WERNER: What are three things that builders should be keeping an eye on in the coming year?

BYRON: 1/ I think that agentic coding tools and formal proof will completely change how code is written. We are seeing that revolution happen in Amazon. 2/ It’s exciting to see the launch of so many startups in neurosymbolic AI space. 3/ With tools such as Kiro and Automated Reasoning checks, specification is becoming mainstream. There are numerous specification languages and concepts, for example, branching-time temporal logic vs. linear-time temporal logic, or past-time vs future-time temporal operators. There’s also the logics of knowledge and belief, and causal reasoning. I’m excited to see customers discover these concepts and begin demanding them of their specification-driven tools.

WERNER: Last question: What is one thing you’d recommend that all of our builders to read?

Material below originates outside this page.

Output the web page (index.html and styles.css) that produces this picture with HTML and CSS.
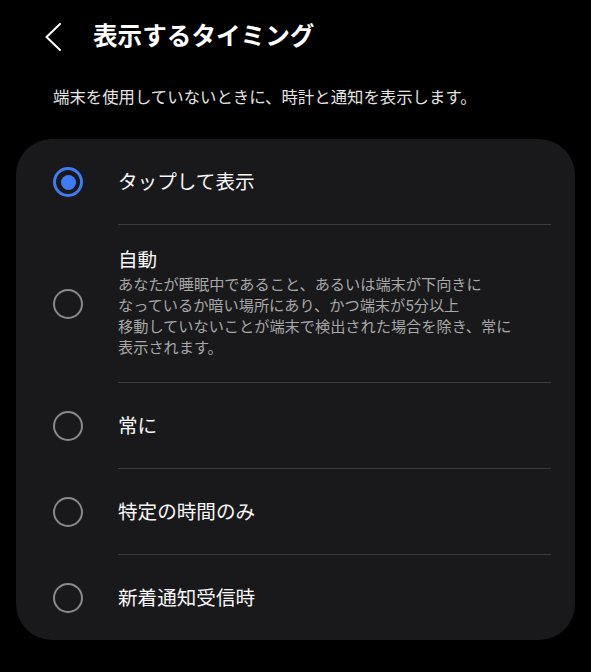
FILE: index.html
```html
<!DOCTYPE html>
<html lang="ja">

<head>
  <title>表示するタイミング</title>
  <meta charset="UTF-8">
  <meta name="viewport" content="width=device-width, initial-scale=1">
  <link rel="stylesheet" href="styles.css">
</head>

<body>

  <div class="header">
    <svg class="back" width="18" height="28" viewBox="0 0 18 28">
      <path d="M16 1 L2.5 14 L16 27" fill="none" stroke="#ffffff" stroke-width="2" stroke-linecap="round" stroke-linejoin="round"/>
    </svg>
    <h1>表示するタイミング</h1>
  </div>

  <p class="intro">端末を使用していないときに、時計と通知を表示します。</p>

  <div class="card">
    <div class="row">
      <span class="radio selected"></span>
      <div class="row-body">
        <div class="label">タップして表示</div>
      </div>
    </div>

    <div class="row">
      <span class="radio"></span>
      <div class="row-body multi">
        <div class="label">自動</div>
        <div class="desc">あなたが睡眠中であること、あるいは端末が下向きに<br>なっているか暗い場所にあり、かつ端末が5分以上<br>移動していないことが端末で検出された場合を除き、常に<br>表示されます。</div>
      </div>
    </div>

    <div class="row">
      <span class="radio"></span>
      <div class="row-body">
        <div class="label">常に</div>
      </div>
    </div>

    <div class="row">
      <span class="radio"></span>
      <div class="row-body">
        <div class="label">特定の時間のみ</div>
      </div>
    </div>

    <div class="row">
      <span class="radio"></span>
      <div class="row-body">
        <div class="label">新着通知受信時</div>
      </div>
    </div>
  </div>

</body>

</html>
```

FILE: styles.css
```css
body {
  font-family: Roboto, "Noto Sans CJK JP", sans-serif;
  background: #000000;
  color: #f5f5f5;
  margin: 0;
}

.header {
  display: flex;
  align-items: center;
  height: 74px;
  padding-left: 44px;
}

.back {
  margin-right: 31px;
}

h1 {
  margin: 0;
  font-size: 24.6px;
  line-height: 32px;
  font-weight: bold;
  color: #ffffff;
}

.intro {
  margin: 12px 0 0;
  padding-left: 53px;
  font-size: 16.4px;
  line-height: 24px;
  color: #e4e4e4;
}

.card {
  margin: 29px 16px 0;
  background: #19191b;
  border-radius: 36px;
}

.row {
  display: flex;
  align-items: center;
  padding-left: 37px;
}

.radio {
  box-sizing: border-box;
  width: 30px;
  height: 30px;
  flex-shrink: 0;
  border: 2.5px solid #8a8a8a;
  border-radius: 50%;
  display: flex;
  align-items: center;
  justify-content: center;
}

.radio.selected {
  border: 3px solid #3e7cf5;
}

.radio.selected::after {
  content: "";
  width: 15px;
  height: 15px;
  border-radius: 50%;
  background: #3e7cf5;
}

.row-body {
  flex: 1;
  margin-left: 35px;
  margin-right: 24px;
  padding: 30px 0 27px;
  border-bottom: 1px solid #3a3a3c;
}

.row:last-child .row-body {
  border-bottom: none;
}

.row-body.multi {
  padding: 23px 0;
}

.label {
  font-size: 19.6px;
  line-height: 28px;
  color: #f7f7f7;
}

.multi .label {
  line-height: 26px;
}

.desc {
  margin-top: 1px;
  font-size: 15.2px;
  line-height: 21px;
  color: #a8a8a8;
}
```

BYRON: I recently read Creativity, Inc. by Amy Wallace and Ed Catmull, which I found, in many ways, told a similar story to the journey of automated reasoning. I say this because it’s the use of mathematics replacing manual work. It’s about the human and organizational drama it takes to figure out how to do things radically different. And ultimately, it’s about what’s possible once you’ve revolutionized an old area with new technology. I also loved the parallels I saw between Pixar’s brain trust and our own principal engineering community here at Amazon. I also think builders might enjoy reading Thomas Kuhn’s The Structure of Scientific Revolutions, published in 1962. We are living through one of those scientific revolutions right now. I found it interesting to see my experiences and feelings validated with historical accounts of similar transformative times.